— BEGIN —

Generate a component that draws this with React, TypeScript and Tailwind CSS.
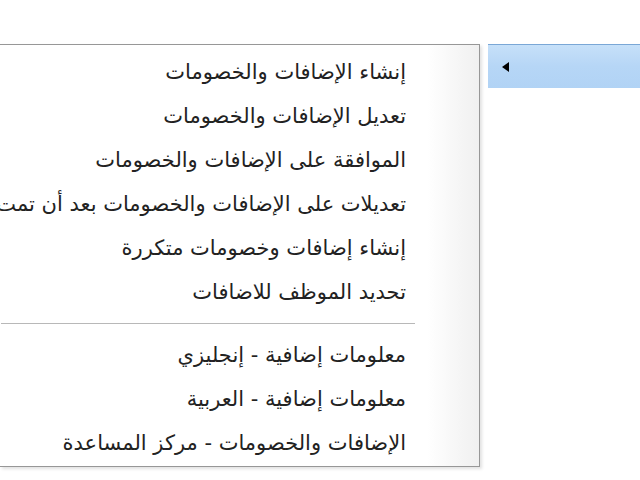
import React from "react";

const group1 = [
  "إنشاء الإضافات والخصومات",
  "تعديل الإضافات والخصومات",
  "الموافقة على الإضافات والخصومات",
  "تعديلات على الإضافات والخصومات بعد أن تمت الموافقة عليها",
  "إنشاء إضافات وخصومات متكررة",
  "تحديد الموظف للاضافات",
];
const group2 = [
  "معلومات إضافية - إنجليزي",
  "معلومات إضافية - العربية",
  "الإضافات والخصومات - مركز المساعدة",
];

function Row({ text }: { text: string }) {
  return (
    <div className="h-[44px] flex items-center pr-[73px] whitespace-nowrap text-[21px] leading-none text-[#222]">
      {text}
    </div>
  );
}

export default function App() {
  return (
    <div
      className="w-[640px] h-[480px] bg-white overflow-hidden pt-[44px] flex items-start"
      style={{ fontFamily: '"DejaVu Sans", sans-serif' }}
    >
      <div className="relative shrink-0 w-[480px] h-[423px] overflow-hidden border border-[#979797] border-l-0 bg-white shadow-[2px_2px_3px_rgba(0,0,0,0.12)]">
        <div className="absolute top-0 bottom-0 right-0 w-[52px] bg-gradient-to-l from-[#f0f0f0] to-white" />
        <div className="relative flex flex-col items-end pt-[5px]" dir="rtl">
          <div className="w-full flex flex-col">
            {group1.map((t) => (
              <Row key={t} text={t} />
            ))}
          </div>
          <div className="w-full h-[19px] flex items-center">
            <div className="w-[414px] h-[2px] border-t border-[#b8b8b8] border-b border-b-white mr-[64px]" />
          </div>
          <div className="w-full flex flex-col">
            {group2.map((t) => (
              <Row key={t} text={t} />
            ))}
          </div>
        </div>
      </div>
      <div className="ml-[8px] flex-1 h-[44px] border-t border-[#7aa7d6] bg-gradient-to-b from-[#c6e0f9] via-[#b6d6f6] to-[#b1d3f5] flex items-center pl-[14px]">
        <svg width="7" height="10" viewBox="0 0 7 10">
          <polygon points="7,0 7,10 0,5" fill="#000" />
        </svg>
      </div>
    </div>
  );
}
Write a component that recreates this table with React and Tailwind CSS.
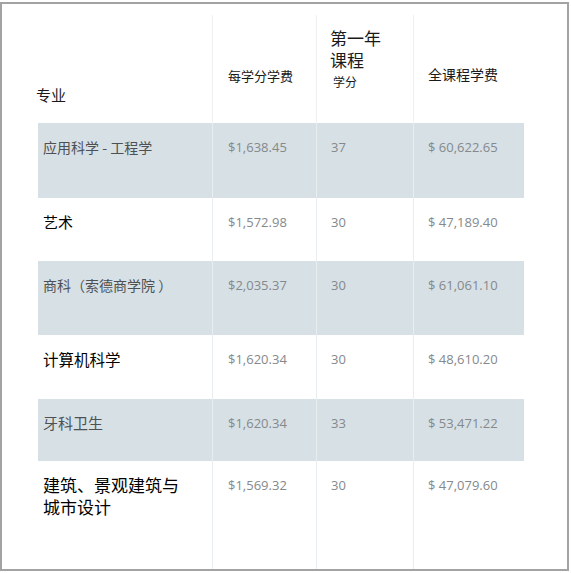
import React from "react";

const cjk = { fontFamily: '"Noto Sans CJK SC", "Noto Sans", sans-serif' };
const num = { fontFamily: '"Open Sans", "Liberation Sans", sans-serif' };

const rows = [
  { name: ["应用科学 - 工程学"], price: "$1,638.45", cr: "37", total: "$ 60,622.65", gray: true, h: "h-[75px]", size: "text-[14px]" },
  { name: ["艺术"], price: "$1,572.98", cr: "30", total: "$ 47,189.40", gray: false, h: "h-[63px]", size: "text-[15px]" },
  { name: ["商科（索德商学院 ）"], price: "$2,035.37", cr: "30", total: "$ 61,061.10", gray: true, h: "h-[74px]", size: "text-[14px]" },
  { name: ["计算机科学"], price: "$1,620.34", cr: "30", total: "$ 48,610.20", gray: false, h: "h-[64px]", size: "text-[15.5px]" },
  { name: ["牙科卫生"], price: "$1,620.34", cr: "33", total: "$ 53,471.22", gray: true, h: "h-[62px]", size: "text-[15px]" },
  { name: ["建筑、景观建筑与", "城市设计"], price: "$1,569.32", cr: "30", total: "$ 47,079.60", gray: false, h: "flex-1", size: "text-[17px]" },
];

function Row({ r }) {
  const bg = r.gray ? "bg-[#d7e0e5]" : "bg-white";
  const nameColor = r.gray ? "text-[#4d5154]" : "text-[#000000]";
  const numColor = "text-[#85898c]";
  return (
    <div className={`grid grid-cols-[174px_104px_97px_111px] ${r.h}`}>
      <div className={`${bg} pl-[5px] pt-[13px]`}>
        {r.name.map((n, i) => (
          <div key={i} className={`${r.size} ${nameColor} leading-[22px]`} style={cjk}>
            {n}
          </div>
        ))}
      </div>
      <div className={`${bg} border-l border-[#e8edf0] pl-[15px] pt-[14px]`}>
        <div className={`text-[13px] leading-[20px] ${numColor}`} style={num}>{r.price}</div>
      </div>
      <div className={`${bg} border-l border-[#e8edf0] pl-[14px] pt-[14px]`}>
        <div className={`text-[13px] leading-[20px] ${numColor}`} style={num}>{r.cr}</div>
      </div>
      <div className={`${bg} border-l border-[#e8edf0] pl-[14px] pt-[14px]`}>
        <div className={`text-[13px] leading-[20px] ${numColor}`} style={num}>{r.total}</div>
      </div>
    </div>
  );
}

export default function App() {
  return (
    <div className="w-[571px] h-[573px] bg-white pt-[2px] pr-[2px] pb-[2px] flex">
      <div className="flex-1 border-2 border-[#a3a3a3] flex flex-col pt-[11px] pl-[36px]">
        <div className="grid grid-cols-[174px_104px_97px_111px] h-[108px]">
          <div className="pt-[70px] -ml-[2px]">
            <div className="text-[15px] leading-[20px] text-[#1a1a1a]" style={cjk}>专业</div>
          </div>
          <div className="border-l border-[#eef0f2] pl-[15px] pt-[51px]">
            <div className="text-[13px] leading-[20px] text-[#1a1a1a]" style={cjk}>每学分学费</div>
          </div>
          <div className="border-l border-[#eef0f2] pl-[13px] pt-[12px]">
            <div className="text-[17px] leading-[22px] text-[#1a1a1a]" style={cjk}>第一年</div>
            <div className="text-[17px] leading-[22px] text-[#1a1a1a]" style={cjk}>课程</div>
            <div className="text-[12px] leading-[16px] mt-[3px] pl-[3px] text-[#1a1a1a]" style={cjk}>学分</div>
          </div>
          <div className="border-l border-[#eef0f2] pl-[14px] pt-[49px]">
            <div className="text-[14px] leading-[20px] text-[#1a1a1a]" style={cjk}>全课程学费</div>
          </div>
        </div>
        <div className="flex flex-col flex-1">
          {rows.map((r, i) => (
            <Row key={i} r={r} />
          ))}
        </div>
      </div>
    </div>
  );
}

— END —

> **PROBLEM DESCRIPTION**: Without the pictures, restate each entry exactly.

> **TASK RESPONSE**:
Generate a component that draws this with React, TypeScript and Tailwind CSS.
import React from "react";

const group1 = [
  "إنشاء الإضافات والخصومات",
  "تعديل الإضافات والخصومات",
  "الموافقة على الإضافات والخصومات",
  "تعديلات على الإضافات والخصومات بعد أن تمت الموافقة عليها",
  "إنشاء إضافات وخصومات متكررة",
  "تحديد الموظف للاضافات",
];
const group2 = [
  "معلومات إضافية - إنجليزي",
  "معلومات إضافية - العربية",
  "الإضافات والخصومات - مركز المساعدة",
];

function Row({ text }: { text: string }) {
  return (
    <div className="h-[44px] flex items-center pr-[73px] whitespace-nowrap text-[21px] leading-none text-[#222]">
      {text}
    </div>
  );
}

export default function App() {
  return (
    <div
      className="w-[640px] h-[480px] bg-white overflow-hidden pt-[44px] flex items-start"
      style={{ fontFamily: '"DejaVu Sans", sans-serif' }}
    >
      <div className="relative shrink-0 w-[480px] h-[423px] overflow-hidden border border-[#979797] border-l-0 bg-white shadow-[2px_2px_3px_rgba(0,0,0,0.12)]">
        <div className="absolute top-0 bottom-0 right-0 w-[52px] bg-gradient-to-l from-[#f0f0f0] to-white" />
        <div className="relative flex flex-col items-end pt-[5px]" dir="rtl">
          <div className="w-full flex flex-col">
            {group1.map((t) => (
              <Row key={t} text={t} />
            ))}
          </div>
          <div className="w-full h-[19px] flex items-center">
            <div className="w-[414px] h-[2px] border-t border-[#b8b8b8] border-b border-b-white mr-[64px]" />
          </div>
          <div className="w-full flex flex-col">
            {group2.map((t) => (
              <Row key={t} text={t} />
            ))}
          </div>
        </div>
      </div>
      <div className="ml-[8px] flex-1 h-[44px] border-t border-[#7aa7d6] bg-gradient-to-b from-[#c6e0f9] via-[#b6d6f6] to-[#b1d3f5] flex items-center pl-[14px]">
        <svg width="7" height="10" viewBox="0 0 7 10">
          <polygon points="7,0 7,10 0,5" fill="#000" />
        </svg>
      </div>
    </div>
  );
}
Write a component that recreates this table with React and Tailwind CSS.
import React from "react";

const cjk = { fontFamily: '"Noto Sans CJK SC", "Noto Sans", sans-serif' };
const num = { fontFamily: '"Open Sans", "Liberation Sans", sans-serif' };

const rows = [
  { name: ["应用科学 - 工程学"], price: "$1,638.45", cr: "37", total: "$ 60,622.65", gray: true, h: "h-[75px]", size: "text-[14px]" },
  { name: ["艺术"], price: "$1,572.98", cr: "30", total: "$ 47,189.40", gray: false, h: "h-[63px]", size: "text-[15px]" },
  { name: ["商科（索德商学院 ）"], price: "$2,035.37", cr: "30", total: "$ 61,061.10", gray: true, h: "h-[74px]", size: "text-[14px]" },
  { name: ["计算机科学"], price: "$1,620.34", cr: "30", total: "$ 48,610.20", gray: false, h: "h-[64px]", size: "text-[15.5px]" },
  { name: ["牙科卫生"], price: "$1,620.34", cr: "33", total: "$ 53,471.22", gray: true, h: "h-[62px]", size: "text-[15px]" },
  { name: ["建筑、景观建筑与", "城市设计"], price: "$1,569.32", cr: "30", total: "$ 47,079.60", gray: false, h: "flex-1", size: "text-[17px]" },
];

function Row({ r }) {
  const bg = r.gray ? "bg-[#d7e0e5]" : "bg-white";
  const nameColor = r.gray ? "text-[#4d5154]" : "text-[#000000]";
  const numColor = "text-[#85898c]";
  return (
    <div className={`grid grid-cols-[174px_104px_97px_111px] ${r.h}`}>
      <div className={`${bg} pl-[5px] pt-[13px]`}>
        {r.name.map((n, i) => (
          <div key={i} className={`${r.size} ${nameColor} leading-[22px]`} style={cjk}>
            {n}
          </div>
        ))}
      </div>
      <div className={`${bg} border-l border-[#e8edf0] pl-[15px] pt-[14px]`}>
        <div className={`text-[13px] leading-[20px] ${numColor}`} style={num}>{r.price}</div>
      </div>
      <div className={`${bg} border-l border-[#e8edf0] pl-[14px] pt-[14px]`}>
        <div className={`text-[13px] leading-[20px] ${numColor}`} style={num}>{r.cr}</div>
      </div>
      <div className={`${bg} border-l border-[#e8edf0] pl-[14px] pt-[14px]`}>
        <div className={`text-[13px] leading-[20px] ${numColor}`} style={num}>{r.total}</div>
      </div>
    </div>
  );
}

export default function App() {
  return (
    <div className="w-[571px] h-[573px] bg-white pt-[2px] pr-[2px] pb-[2px] flex">
      <div className="flex-1 border-2 border-[#a3a3a3] flex flex-col pt-[11px] pl-[36px]">
        <div className="grid grid-cols-[174px_104px_97px_111px] h-[108px]">
          <div className="pt-[70px] -ml-[2px]">
            <div className="text-[15px] leading-[20px] text-[#1a1a1a]" style={cjk}>专业</div>
          </div>
          <div className="border-l border-[#eef0f2] pl-[15px] pt-[51px]">
            <div className="text-[13px] leading-[20px] text-[#1a1a1a]" style={cjk}>每学分学费</div>
          </div>
          <div className="border-l border-[#eef0f2] pl-[13px] pt-[12px]">
            <div className="text-[17px] leading-[22px] text-[#1a1a1a]" style={cjk}>第一年</div>
            <div className="text-[17px] leading-[22px] text-[#1a1a1a]" style={cjk}>课程</div>
            <div className="text-[12px] leading-[16px] mt-[3px] pl-[3px] text-[#1a1a1a]" style={cjk}>学分</div>
          </div>
          <div className="border-l border-[#eef0f2] pl-[14px] pt-[49px]">
            <div className="text-[14px] leading-[20px] text-[#1a1a1a]" style={cjk}>全课程学费</div>
          </div>
        </div>
        <div className="flex flex-col flex-1">
          {rows.map((r, i) => (
            <Row key={i} r={r} />
          ))}
        </div>
      </div>
    </div>
  );
}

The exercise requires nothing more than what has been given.